Carry none of the pictures over; set down the material below exactly.

| Information provided |
● ● ●

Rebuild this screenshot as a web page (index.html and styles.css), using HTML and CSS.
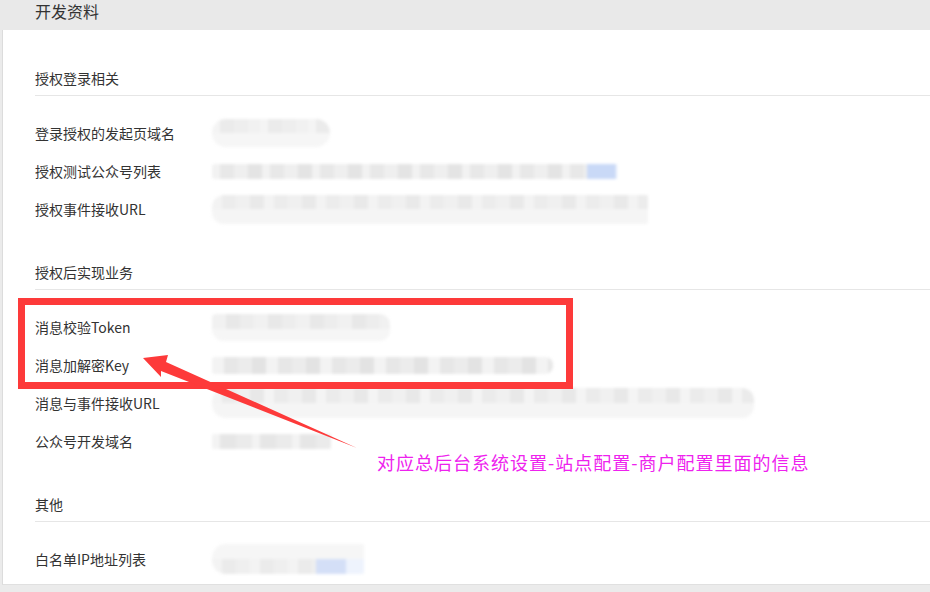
FILE: index.html
```html
<!DOCTYPE html>
<html lang="zh-CN">
<head>
    <meta charset="UTF-8">
    <meta name="viewport" content="width=device-width, initial-scale=1.0">
    <title>开发资料</title>
    <link rel="stylesheet" href="styles.css">
</head>
<body>
    <div class="page">
        <div class="panel-head">开发资料</div>

        <div class="panel">
            <section class="group">
                <h3 class="group-title">授权登录相关</h3>
                <ul class="rows">
                    <li class="row"><span class="label">登录授权的发起页域名</span><span class="val val-domain"></span></li>
                    <li class="row"><span class="label">授权测试公众号列表</span><span class="val val-list"></span></li>
                    <li class="row"><span class="label">授权事件接收URL</span><span class="val val-event"></span></li>
                </ul>
            </section>

            <section class="group">
                <h3 class="group-title">授权后实现业务</h3>
                <ul class="rows">
                    <li class="row"><span class="label">消息校验Token</span><span class="val val-token"></span></li>
                    <li class="row"><span class="label">消息加解密Key</span><span class="val val-key"></span></li>
                    <li class="row"><span class="label">消息与事件接收URL</span><span class="val val-msg"></span></li>
                    <li class="row"><span class="label">公众号开发域名</span><span class="val val-dev"></span></li>
                </ul>
            </section>

            <section class="group">
                <h3 class="group-title">其他</h3>
                <ul class="rows">
                    <li class="row"><span class="label">白名单IP地址列表</span><span class="val val-ip"></span></li>
                </ul>
            </section>
        </div>

        <!-- annotation drawn over the screenshot -->
        <div class="mark-box"></div>
        <svg class="mark-arrow" width="930" height="592" viewBox="0 0 930 592">
            <polygon points="143,358 168,355 166,362 357,448 161,371 161,377" fill="#fd3a3a"/>
        </svg>
        <div class="mark-note">对应总后台系统设置-站点配置-商户配置里面的信息</div>
    </div>
</body>
</html>
```

FILE: styles.css
```css
body {
    margin: 0;
    background-color: #ebebeb;
    font-family: "Noto Sans CJK SC", "Noto Sans", sans-serif;
    color: #333;
    overflow: hidden;
}

.page {
    position: relative;
    width: 930px;
    height: 592px;
}

.panel-head {
    height: 30px;
    padding-left: 35px;
    font-size: 16px;
    line-height: 23px;
    color: #333;
    background-color: #e9e9e9;
}

.panel {
    margin-left: 2px;
    padding: 38px 0 6px 32px;
    background: #fff;
    border-left: 1px solid #dcdcdc;
    border-bottom: 1px solid #e0e0e0;
}

.group + .group {
    margin-top: 34px;
}

.group-title {
    margin: 0;
    padding-bottom: 7px;
    font-size: 14px;
    font-weight: normal;
    line-height: 20px;
    border-bottom: 1px solid #e6e6e6;
}

.rows {
    list-style: none;
    margin: 0;
    padding: 18px 0 0;
}

.row {
    display: flex;
    align-items: center;
    height: 38px;
    font-size: 14px;
}

.label {
    width: 177px;
    flex-shrink: 0;
}

/* blurred values */
.val {
    display: block;
    height: 16px;
    border-radius: 6px;
    filter: blur(1.5px);
    background:
        repeating-linear-gradient(90deg, #ececec 0 14px, #f3f3f3 14px 26px, #e7e7e7 26px 38px, #f0f0f0 38px 50px);
}

.val-domain {
    width: 118px;
    height: 28px;
    border-radius: 14px;
    background:
        linear-gradient(#0000 0 50%, #f6f6f6 50%),
        repeating-linear-gradient(90deg, #f4f4f4 0 8px, #ebebeb 8px 22px, #eeeeee 22px 36px, #f1f1f1 36px 48px);
}

.val-list {
    width: 406px;
    height: 15px;
    border-radius: 3px 0 0 3px;
    background:
        linear-gradient(90deg, #0000 0 375px, #c9d9f7 375px 404px, #f6f9fe 404px),
        repeating-linear-gradient(90deg, #f2f2f2 0 8px, #e8e8e8 8px 22px, #efefef 22px 36px, #e4e4e4 36px 50px);
}

.val-event {
    width: 436px;
    height: 29px;
    border-radius: 12px 2px 2px 12px;
    background:
        linear-gradient(#0000 0 50%, #f5f5f5 50%),
        repeating-linear-gradient(90deg, #f3f3f3 0 10px, #ececec 10px 24px, #f0f0f0 24px 38px, #e9e9e9 38px 52px);
}

.val-token {
    width: 178px;
    height: 27px;
    border-radius: 4px 10px 10px 12px;
    background:
        linear-gradient(#0000 0 55%, #f6f6f6 55%),
        repeating-linear-gradient(90deg, #f1f1f1 0 14px, #e8e8e8 14px 28px, #ededed 28px 42px);
}

.val-key {
    width: 341px;
    height: 17px;
    border-radius: 3px 8px 8px 3px;
    background:
        repeating-linear-gradient(90deg, #f3f3f3 0 12px, #e7e7e7 12px 26px, #ececec 26px 40px, #e3e3e3 40px 54px);
}

.val-msg {
    width: 542px;
    height: 30px;
    border-radius: 14px 12px 12px 14px;
    background:
        linear-gradient(#0000 0 50%, #f5f5f5 50%),
        repeating-linear-gradient(90deg, #f4f4f4 0 10px, #ebebeb 10px 24px, #f0f0f0 24px 38px, #e8e8e8 38px 52px);
}

.val-dev {
    width: 119px;
    height: 15px;
    border-radius: 2px;
    background:
        repeating-linear-gradient(90deg, #f3f3f3 0 8px, #e6e6e6 8px 24px, #ebebeb 24px 40px);
}

.val-ip {
    width: 152px;
    height: 30px;
    border-radius: 14px 2px 2px 14px;
    background:
        linear-gradient(90deg, #0000 0 104px, #d4dff7 104px 134px, #eef3fd 134px) bottom / 100% 50% no-repeat,
        linear-gradient(#f6f6f6 0 50%, #0000 50%),
        repeating-linear-gradient(90deg, #f3f3f3 0 10px, #ebebeb 10px 24px, #efefef 24px 38px);
}

/* annotation */
.mark-box {
    position: absolute;
    left: 18px;
    top: 298px;
    width: 555px;
    height: 91px;
    box-sizing: border-box;
    border: 7px solid #fd3a3a;
}

.mark-arrow {
    position: absolute;
    left: 0;
    top: 0;
}

.mark-note {
    position: absolute;
    left: 377px;
    top: 450px;
    font-size: 18px;
    line-height: 24px;
    letter-spacing: 1px;
    color: #ee22ee;
    white-space: nowrap;
}
```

● ● ●

| Worked solution |
Rebuild this screenshot as a web page (index.html and styles.css), using HTML and CSS.
FILE: index.html
```html
<!DOCTYPE html>
<html lang="zh-CN">
<head>
    <meta charset="UTF-8">
    <meta name="viewport" content="width=device-width, initial-scale=1.0">
    <title>开发资料</title>
    <link rel="stylesheet" href="styles.css">
</head>
<body>
    <div class="page">
        <div class="panel-head">开发资料</div>

        <div class="panel">
            <section class="group">
                <h3 class="group-title">授权登录相关</h3>
                <ul class="rows">
                    <li class="row"><span class="label">登录授权的发起页域名</span><span class="val val-domain"></span></li>
                    <li class="row"><span class="label">授权测试公众号列表</span><span class="val val-list"></span></li>
                    <li class="row"><span class="label">授权事件接收URL</span><span class="val val-event"></span></li>
                </ul>
            </section>

            <section class="group">
                <h3 class="group-title">授权后实现业务</h3>
                <ul class="rows">
                    <li class="row"><span class="label">消息校验Token</span><span class="val val-token"></span></li>
                    <li class="row"><span class="label">消息加解密Key</span><span class="val val-key"></span></li>
                    <li class="row"><span class="label">消息与事件接收URL</span><span class="val val-msg"></span></li>
                    <li class="row"><span class="label">公众号开发域名</span><span class="val val-dev"></span></li>
                </ul>
            </section>

            <section class="group">
                <h3 class="group-title">其他</h3>
                <ul class="rows">
                    <li class="row"><span class="label">白名单IP地址列表</span><span class="val val-ip"></span></li>
                </ul>
            </section>
        </div>

        <!-- annotation drawn over the screenshot -->
        <div class="mark-box"></div>
        <svg class="mark-arrow" width="930" height="592" viewBox="0 0 930 592">
            <polygon points="143,358 168,355 166,362 357,448 161,371 161,377" fill="#fd3a3a"/>
        </svg>
        <div class="mark-note">对应总后台系统设置-站点配置-商户配置里面的信息</div>
    </div>
</body>
</html>
```

FILE: styles.css
```css
body {
    margin: 0;
    background-color: #ebebeb;
    font-family: "Noto Sans CJK SC", "Noto Sans", sans-serif;
    color: #333;
    overflow: hidden;
}

.page {
    position: relative;
    width: 930px;
    height: 592px;
}

.panel-head {
    height: 30px;
    padding-left: 35px;
    font-size: 16px;
    line-height: 23px;
    color: #333;
    background-color: #e9e9e9;
}

.panel {
    margin-left: 2px;
    padding: 38px 0 6px 32px;
    background: #fff;
    border-left: 1px solid #dcdcdc;
    border-bottom: 1px solid #e0e0e0;
}

.group + .group {
    margin-top: 34px;
}

.group-title {
    margin: 0;
    padding-bottom: 7px;
    font-size: 14px;
    font-weight: normal;
    line-height: 20px;
    border-bottom: 1px solid #e6e6e6;
}

.rows {
    list-style: none;
    margin: 0;
    padding: 18px 0 0;
}

.row {
    display: flex;
    align-items: center;
    height: 38px;
    font-size: 14px;
}

.label {
    width: 177px;
    flex-shrink: 0;
}

/* blurred values */
.val {
    display: block;
    height: 16px;
    border-radius: 6px;
    filter: blur(1.5px);
    background:
        repeating-linear-gradient(90deg, #ececec 0 14px, #f3f3f3 14px 26px, #e7e7e7 26px 38px, #f0f0f0 38px 50px);
}

.val-domain {
    width: 118px;
    height: 28px;
    border-radius: 14px;
    background:
        linear-gradient(#0000 0 50%, #f6f6f6 50%),
        repeating-linear-gradient(90deg, #f4f4f4 0 8px, #ebebeb 8px 22px, #eeeeee 22px 36px, #f1f1f1 36px 48px);
}

.val-list {
    width: 406px;
    height: 15px;
    border-radius: 3px 0 0 3px;
    background:
        linear-gradient(90deg, #0000 0 375px, #c9d9f7 375px 404px, #f6f9fe 404px),
        repeating-linear-gradient(90deg, #f2f2f2 0 8px, #e8e8e8 8px 22px, #efefef 22px 36px, #e4e4e4 36px 50px);
}

.val-event {
    width: 436px;
    height: 29px;
    border-radius: 12px 2px 2px 12px;
    background:
        linear-gradient(#0000 0 50%, #f5f5f5 50%),
        repeating-linear-gradient(90deg, #f3f3f3 0 10px, #ececec 10px 24px, #f0f0f0 24px 38px, #e9e9e9 38px 52px);
}

.val-token {
    width: 178px;
    height: 27px;
    border-radius: 4px 10px 10px 12px;
    background:
        linear-gradient(#0000 0 55%, #f6f6f6 55%),
        repeating-linear-gradient(90deg, #f1f1f1 0 14px, #e8e8e8 14px 28px, #ededed 28px 42px);
}

.val-key {
    width: 341px;
    height: 17px;
    border-radius: 3px 8px 8px 3px;
    background:
        repeating-linear-gradient(90deg, #f3f3f3 0 12px, #e7e7e7 12px 26px, #ececec 26px 40px, #e3e3e3 40px 54px);
}

.val-msg {
    width: 542px;
    height: 30px;
    border-radius: 14px 12px 12px 14px;
    background:
        linear-gradient(#0000 0 50%, #f5f5f5 50%),
        repeating-linear-gradient(90deg, #f4f4f4 0 10px, #ebebeb 10px 24px, #f0f0f0 24px 38px, #e8e8e8 38px 52px);
}

.val-dev {
    width: 119px;
    height: 15px;
    border-radius: 2px;
    background:
        repeating-linear-gradient(90deg, #f3f3f3 0 8px, #e6e6e6 8px 24px, #ebebeb 24px 40px);
}

.val-ip {
    width: 152px;
    height: 30px;
    border-radius: 14px 2px 2px 14px;
    background:
        linear-gradient(90deg, #0000 0 104px, #d4dff7 104px 134px, #eef3fd 134px) bottom / 100% 50% no-repeat,
        linear-gradient(#f6f6f6 0 50%, #0000 50%),
        repeating-linear-gradient(90deg, #f3f3f3 0 10px, #ebebeb 10px 24px, #efefef 24px 38px);
}

/* annotation */
.mark-box {
    position: absolute;
    left: 18px;
    top: 298px;
    width: 555px;
    height: 91px;
    box-sizing: border-box;
    border: 7px solid #fd3a3a;
}

.mark-arrow {
    position: absolute;
    left: 0;
    top: 0;
}

.mark-note {
    position: absolute;
    left: 377px;
    top: 450px;
    font-size: 18px;
    line-height: 24px;
    letter-spacing: 1px;
    color: #ee22ee;
    white-space: nowrap;
}
```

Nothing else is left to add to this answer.